In the article it mentioned something like 45 million people listen to radio - but does that mean they turn the radio on once a week, or month, or they listen for hours each day, or what?
Each week there is a different panel of, I think, about 2,500 people (a total sample this last quarter of 26,023 - much bigger than the average opinion poll sample), and the quarter (12-13 weeks) averages out the figures collected each week. So it's unlikely that they're going to find, every week, 2,500 people who only listen to radio for 5 minutes.

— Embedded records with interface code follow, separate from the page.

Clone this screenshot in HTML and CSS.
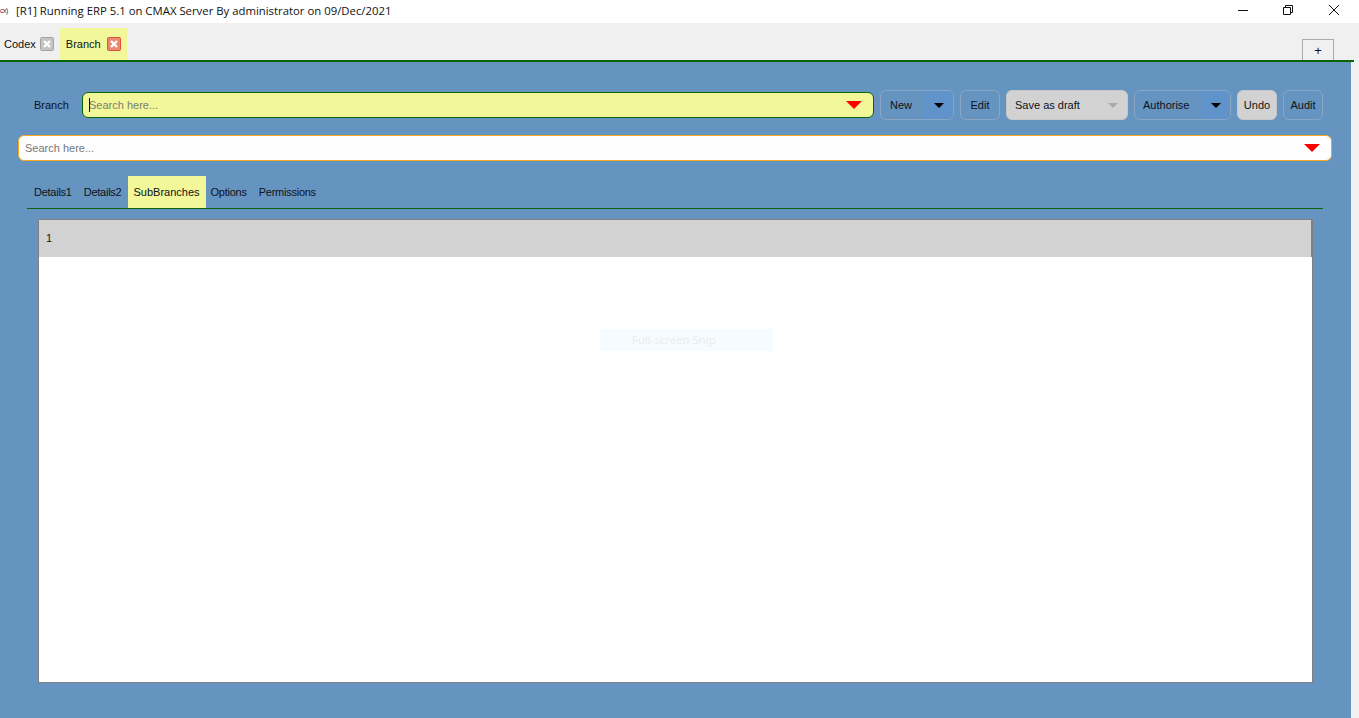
FILE: index.html
```html
<!DOCTYPE html>
<html lang="en">
<head>
    <meta charset="UTF-8">
    <meta name="viewport" content="width=device-width, initial-scale=1.0">
    <title>Running ERP</title>
    <link rel="stylesheet" href="styles.css">
</head>
<body>
    <div class="titlebar">
        <span class="app-icon">cx)</span>
        <span class="title-text">[R1] Running ERP 5.1 on CMAX Server By administrator on 09/Dec/2021</span>
        <div class="win-buttons">
            <svg class="win-icon min" viewBox="0 0 10 10"><path d="M0 5.5H10" stroke="#111" fill="none"/></svg>
            <svg class="win-icon" viewBox="0 0 10 10"><path d="M2.5 2V.5H9.5V7.5H8M.5 2.5H7.5V9.5H.5Z" stroke="#111" fill="none"/></svg>
            <svg class="win-icon" viewBox="0 0 10 10"><path d="M0 0L10 10M10 0L0 10" stroke="#111" fill="none"/></svg>
        </div>
    </div>

    <div class="tabstrip">
        <div class="doc-tab">Codex
            <svg class="close-btn" viewBox="0 0 14 14"><rect x=".5" y=".5" width="13" height="13" rx="1" fill="#c4c4c4" stroke="#a4a4a4"/><path d="M4 4L10 10M10 4L4 10" stroke="#fff" stroke-width="2.4"/></svg>
        </div>
        <div class="doc-tab active">Branch
            <svg class="close-btn" viewBox="0 0 14 14"><rect x=".5" y=".5" width="13" height="13" rx="1" fill="#e88a70" stroke="#e0503a"/><path d="M4 4L10 10M10 4L4 10" stroke="#fff" stroke-width="2.4"/></svg>
        </div>
        <button class="add-tab">+</button>
    </div>

    <div class="main">
        <div class="toolbar">
            <span class="field-label">Branch</span>
            <div class="search-box yellow">
                <span class="caret"></span>
                <span class="placeholder">Search here...</span>
                <span class="arrow-red"></span>
            </div>
            <div class="btn split"><span class="btn-text">New</span><span class="drop"><i class="arrow-black"></i></span></div>
            <div class="btn edit">Edit</div>
            <div class="btn draft"><span class="btn-text">Save as draft</span><i class="arrow-grey"></i></div>
            <div class="btn split auth"><span class="btn-text">Authorise</span><span class="drop"><i class="arrow-black"></i></span></div>
            <div class="btn undo">Undo</div>
            <div class="btn audit">Audit</div>
        </div>

        <div class="search-box second">
            <span class="placeholder">Search here...</span>
            <span class="arrow-red"></span>
        </div>

        <div class="subtabs">
            <div class="subtab">Details1</div>
            <div class="subtab">Details2</div>
            <div class="subtab active">SubBranches</div>
            <div class="subtab">Options</div>
            <div class="subtab">Permissions</div>
        </div>

        <div class="panel">
            <div class="panel-head">1</div>
        </div>
    </div>

    <div class="snip">Full-screen Snip</div>
</body>
</html>
```

FILE: styles.css
```css
html, body {
    margin: 0;
    padding: 0;
}
body {
    width: 1359px;
    height: 718px;
    overflow: hidden;
    background-color: #f0f0f0;
    font-family: 'Liberation Sans', Arial, sans-serif;
    font-size: 11px;
    color: #0c1220;
}
.titlebar {
    height: 23px;
    background-color: white;
    display: flex;
    align-items: center;
}
.app-icon {
    width: 16px;
    font-size: 7px;
    letter-spacing: -0.5px;
    color: #602040;
    white-space: nowrap;
    margin-top: -3px;
}
.title-text {
    font-family: 'Open Sans', sans-serif;
    font-size: 11.35px;
    color: #111;
    margin-top: -2px;
}
.win-buttons {
    margin-left: auto;
    margin-right: 20px;
    display: flex;
    gap: 36px;
    align-self: flex-start;
    padding-top: 5px;
}
.win-icon {
    width: 10px;
    height: 10px;
    display: block;
}
.win-icon.min {
    margin-right: -1px;
}

.tabstrip {
    height: 37px;
    width: 1354px;
    display: flex;
    align-items: flex-end;
    border-bottom: 2px solid #0a640a;
    position: relative;
}
.doc-tab {
    height: 32px;
    display: flex;
    align-items: center;
    gap: 4px;
    padding: 0 6px 0 4px;
}
.doc-tab.active {
    background-color: #f2f89a;
    padding: 0 6px 0 6px;
    gap: 6px;
}
.close-btn {
    width: 14px;
    height: 14px;
    display: block;
}
.add-tab {
    position: absolute;
    left: 1302px;
    bottom: 0;
    width: 32px;
    height: 21px;
    border: 1px solid #aaa;
    border-bottom: none;
    background-color: #f0f0f0;
    font-family: 'Liberation Sans', sans-serif;
    font-size: 13px;
    padding: 0;
    color: #111;
}

.main {
    width: 1351px;
    height: 656px;
    background-color: #6694c1;
    overflow: hidden;
}
.toolbar {
    display: flex;
    align-items: center;
    height: 30px;
    margin-top: 28px;
    padding-left: 34px;
}
.field-label {
    width: 48px;
}
.search-box {
    height: 24px;
    border: 1px solid #0a640a;
    border-radius: 6px;
    display: flex;
    align-items: center;
    background-color: #f2f89a;
    position: relative;
}
.search-box.yellow {
    width: 790px;
    margin-right: 6px;
}
.search-box.second {
    width: 1312px;
    margin: 15px 0 0 18px;
    background-color: #fefefe;
    border-color: #f5a623;
}
.placeholder {
    margin-left: 6px;
    color: #7b7f70;
}
.second .placeholder {
    color: #777;
}
.caret {
    position: absolute;
    left: 6px;
    top: 5px;
    width: 1px;
    height: 14px;
    background-color: #111;
}
.arrow-red {
    position: absolute;
    right: 11px;
    top: 8px;
    border-left: 8px solid transparent;
    border-right: 8px solid transparent;
    border-top: 8px solid #f00;
}
.btn {
    height: 28px;
    line-height: 28px;
    border: 1px solid #8aa6c4;
    border-radius: 6px;
    margin-right: 6px;
    display: flex;
    text-align: center;
    justify-content: center;
    box-sizing: content-box;
}
.btn.edit {
    width: 38px;
}
.btn.undo {
    width: 38px;
    background-color: #d2d2d2;
    border-color: #c8c8c8;
}
.btn.audit {
    width: 38px;
    margin-right: 0;
}
.btn.split {
    width: 72px;
    overflow: hidden;
    justify-content: flex-start;
}
.btn.auth {
    width: 95px;
}
.btn-text {
    padding-left: 9px;
    flex-grow: 1;
    text-align: left;
}
.btn.auth .btn-text, .btn.draft .btn-text {
    padding-left: 8px;
}
.drop {
    width: 29px;
    background-color: #5f93c9;
    display: flex;
    align-items: center;
    justify-content: center;
}
.arrow-black {
    border-left: 5px solid transparent;
    border-right: 5px solid transparent;
    border-top: 5px solid #000;
}
.btn.draft {
    width: 120px;
    background-color: #d2d2d2;
    border-color: #c8c8c8;
    align-items: center;
}
.arrow-grey {
    border-left: 5px solid transparent;
    border-right: 5px solid transparent;
    border-top: 5px solid #a8a8a8;
    margin-right: 9px;
}

.subtabs {
    display: flex;
    width: 1296px;
    height: 32px;
    margin: 15px 0 0 27px;
    border-bottom: 1px solid #0a640a;
}
.subtab {
    line-height: 32px;
    padding: 0 6px;
    letter-spacing: -0.25px;
}
.subtab:first-child {
    padding-left: 7px;
}
.subtab.active {
    background-color: #f2f89a;
    margin-right: -1px;
    letter-spacing: 0;
}

.panel {
    width: 1273px;
    height: 462px;
    margin: 10px 0 0 38px;
    background-color: white;
    border: 1px solid #808080;
    box-sizing: content-box;
}
.panel-head {
    height: 37px;
    line-height: 37px;
    padding-left: 7px;
    background-color: #d2d2d2;
    color: #102010;
    border-right: 1px solid #808080;
}

.snip {
    position: absolute;
    left: 600px;
    top: 329px;
    width: 173px;
    height: 22px;
    line-height: 22px;
    padding-left: 32px;
    box-sizing: border-box;
    background-color: #f6fbff;
    color: #ebebeb;
    font-family: 'Open Sans', sans-serif;
    font-size: 11.4px;
}
```
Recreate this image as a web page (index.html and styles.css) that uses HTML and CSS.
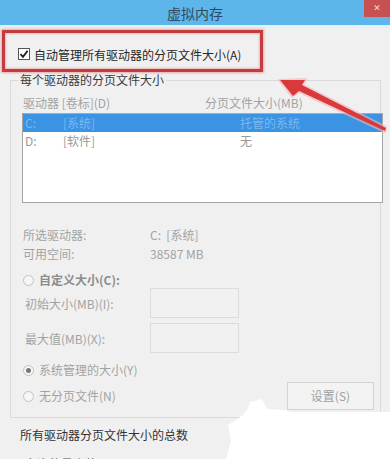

If, week after week, and then quarter after quarter, you're getting results which are roughly similar for each station, the probability is that you are getting a fairly accurate picture. But the larger the audience (for any given station) the less likelihood there is of inaccuracy. I.e. it's 100-1 (not to scale!) that Radio 2 has between 13m-15m listeners each week. With a station like Radio 3, 'fairly accurate' has the emphasis on the 'fairly. And when you get down to a single programme, like Breakfast, it's more 'fairly fairly' accurate. But being a daily programme it will be more accurate than for a programme which is on for an hour once a week. Theoretically, it could have no measurable audience at all some weeks. BUT, that doesn't mean that in reality it had no listeners - just that the methodology can't cope very well with measuring it.It isn't given us to know those rare moments when people are wide open and the lightest touch can wither or heal. A moment too late and we can never reach them any more in this world.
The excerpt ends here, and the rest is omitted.